IN DEVELOPING countries, there is another set of arguments against the kind of trade liberalization we have today. The so-called free-trade agreements being pushed by the Bush administration are, of course, not free-trade agreements at all. If they were, they would be a few pages long-with each party agreeing to eliminate its tariffs, nontariff barriers and subsidies. In fact, they go on for hundreds of pages. They are managed-trade agreements-typically managed for the special interests in the advanced industrial countries (especially those that make large campaign contributions, like the drug industry). The United States keeps its agricultural subsidies, and developing countries are not allowed to impose countervailing duties. And the agreements typically go well beyond trade, including investment agreements and intellectual-property provisions.
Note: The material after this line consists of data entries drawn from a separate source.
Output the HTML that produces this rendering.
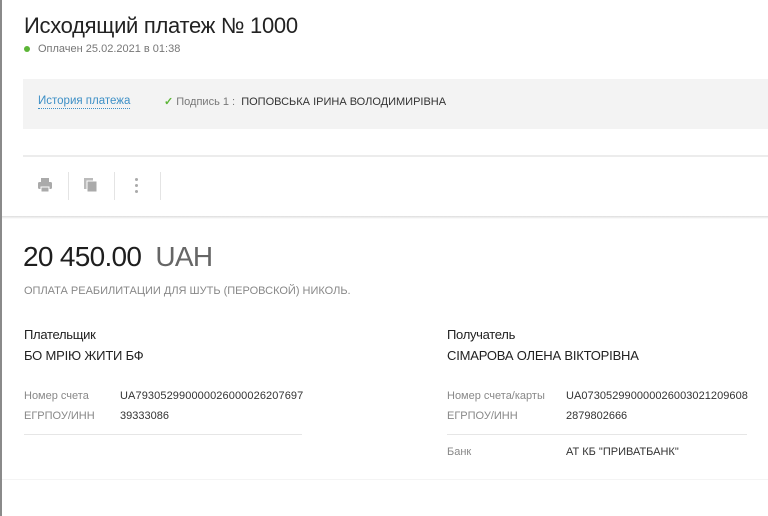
<!DOCTYPE html>
<html><head><meta charset="utf-8"><style>
*{margin:0;padding:0;box-sizing:border-box}
body{width:768px;height:516px;background:#fff;font-family:"Liberation Sans",sans-serif;position:relative;overflow:hidden;color:#222}
.a{position:absolute;white-space:nowrap;letter-spacing:0}
.lb{position:absolute;left:0;top:0;width:2px;height:516px;background:#8a8a8a}
</style></head><body>
<div class="lb"></div>
<div class="a" style="left:24px;top:13px;font-size:22px;color:#222;letter-spacing:-0.3px">Исходящий платеж № 1000</div>
<div style="position:absolute;left:24px;top:46px;width:6px;height:6px;border-radius:50%;background:#5cb537"></div>
<div class="a" style="left:38px;top:43px;font-size:11px;color:#777">Оплачен 25.02.2021 в 01:38</div>
<div style="position:absolute;left:23px;top:79px;right:0;height:50px;background:#f3f3f3"></div>
<div class="a" style="left:38px;top:94px;font-size:11.5px;color:#3c8fc6;border-bottom:1px dotted #3c8fc6;line-height:14px">История платежа</div>
<div class="a" style="left:164px;top:95px;font-size:11px;color:#777"><span style="color:#5cb537;font-weight:bold">✓</span> Подпись 1 : &nbsp;<span style="color:#333">ПОПОВСЬКА ІРИНА ВОЛОДИМИРІВНА</span></div>
<div style="position:absolute;left:23px;top:155px;right:0;height:2px;background:#ececec"></div>
<svg style="position:absolute;left:37px;top:177px" width="16" height="16" viewBox="0 0 16 16"><rect x="4" y="1" width="8" height="4" fill="#aaa"/><rect x="1" y="5" width="14" height="7" rx="1.5" fill="#aaa"/><rect x="4" y="10" width="8" height="5" fill="#aaa" stroke="#fff" stroke-width="1"/></svg>
<div style="position:absolute;left:68px;top:172px;width:1px;height:28px;background:#e4e4e4"></div>
<svg style="position:absolute;left:83px;top:177px" width="16" height="16" viewBox="0 0 16 16"><rect x="1" y="1" width="9" height="11" fill="#bbb"/><rect x="4" y="4" width="10" height="11" fill="#aaa" stroke="#fff" stroke-width="1"/></svg>
<div style="position:absolute;left:114px;top:172px;width:1px;height:28px;background:#e4e4e4"></div>
<div style="position:absolute;left:135px;top:178px;width:3px;height:3px;border-radius:50%;background:#aaa"></div>
<div style="position:absolute;left:135px;top:184px;width:3px;height:3px;border-radius:50%;background:#aaa"></div>
<div style="position:absolute;left:135px;top:190px;width:3px;height:3px;border-radius:50%;background:#aaa"></div>
<div style="position:absolute;left:160px;top:172px;width:1px;height:28px;background:#e4e4e4"></div>
<div style="position:absolute;left:2px;top:216px;right:0;height:3px;background:linear-gradient(#ddd,#fff)"></div>
<div class="a" style="left:23px;top:241px;font-size:28px;color:#1e1e1e;letter-spacing:-0.7px">20 450.00 <span style="color:#666;margin-left:7px">UAH</span></div>
<div class="a" style="left:24px;top:285px;font-size:11px;color:#888;letter-spacing:0px">ОПЛАТА РЕАБИЛИТАЦИИ ДЛЯ ШУТЬ (ПЕРОВСКОЙ) НИКОЛЬ.</div>
<div class="a" style="left:24px;top:327px;font-size:13px;color:#222;letter-spacing:-0.3px">Плательщик</div>
<div class="a" style="left:24px;top:348px;font-size:13px;color:#222;letter-spacing:-0.2px">БО МРІЮ ЖИТИ БФ</div>
<div class="a" style="left:24px;top:390px;font-size:11px;color:#888">Номер счета</div>
<div class="a" style="left:120px;top:390px;font-size:11px;color:#333;letter-spacing:0.1px">UA793052990000026000026207697</div>
<div class="a" style="left:24px;top:410px;font-size:11px;color:#888">ЕГРПОУ/ИНН</div>
<div class="a" style="left:120px;top:410px;font-size:11px;color:#333">39333086</div>
<div style="position:absolute;left:24px;top:434px;width:278px;height:1px;background:#e6e6e6"></div>
<div class="a" style="left:447px;top:327px;font-size:13px;color:#222;letter-spacing:-0.3px">Получатель</div>
<div class="a" style="left:447px;top:348px;font-size:13px;color:#222;letter-spacing:-0.2px">СІМАРОВА ОЛЕНА ВІКТОРІВНА</div>
<div class="a" style="left:447px;top:390px;font-size:11px;color:#888">Номер счета/карты</div>
<div class="a" style="left:566px;top:390px;font-size:11px;color:#333;letter-spacing:0.05px">UA073052990000026003021209608</div>
<div class="a" style="left:447px;top:410px;font-size:11px;color:#888">ЕГРПОУ/ИНН</div>
<div class="a" style="left:566px;top:410px;font-size:11px;color:#333">2879802666</div>
<div style="position:absolute;left:447px;top:434px;width:300px;height:1px;background:#e6e6e6"></div>
<div class="a" style="left:447px;top:446px;font-size:11px;color:#888">Банк</div>
<div class="a" style="left:566px;top:446px;font-size:11px;color:#333">АТ КБ "ПРИВАТБАНК"</div>
<div style="position:absolute;left:2px;top:479px;right:0;height:1px;background:#f4f4f4"></div>
</body></html>
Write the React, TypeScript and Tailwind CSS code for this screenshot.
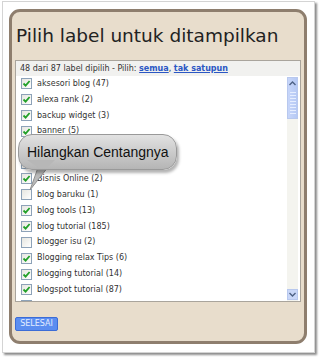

These investment agreements do far more than just protect against expropriation. In a perfect show of how all of this is supporting the developed countries while hurting the developing, they may even give American firms operating overseas protections that American firms operating domestically do not have-such as against loss of profits from new regulations. They represent a step backward in creating a rule of law: disputes are adjudicated in processes that fall far short of the standards that we expect of others, let alone of ourselves. Even worse, the ambiguous provisions can put countries in crisis in an impossible bind. They have given rise to large lawsuits, forcing developing countries to pay out hundreds of millions of dollars. In a particularly egregious example, Indonesia was forced to pay compensation for profits lost when it abrogated an almost-surely corrupt contract that then-President Suharto signed. Even though the abrogation of the agreement took place when Indonesia was falling into crisis and receiving support from the International Monetary Fund, the country was still held responsible for repayment of anticipated profits, which were unconscionably large because of the very corruption that many believe contributed to the country's problems in the first place.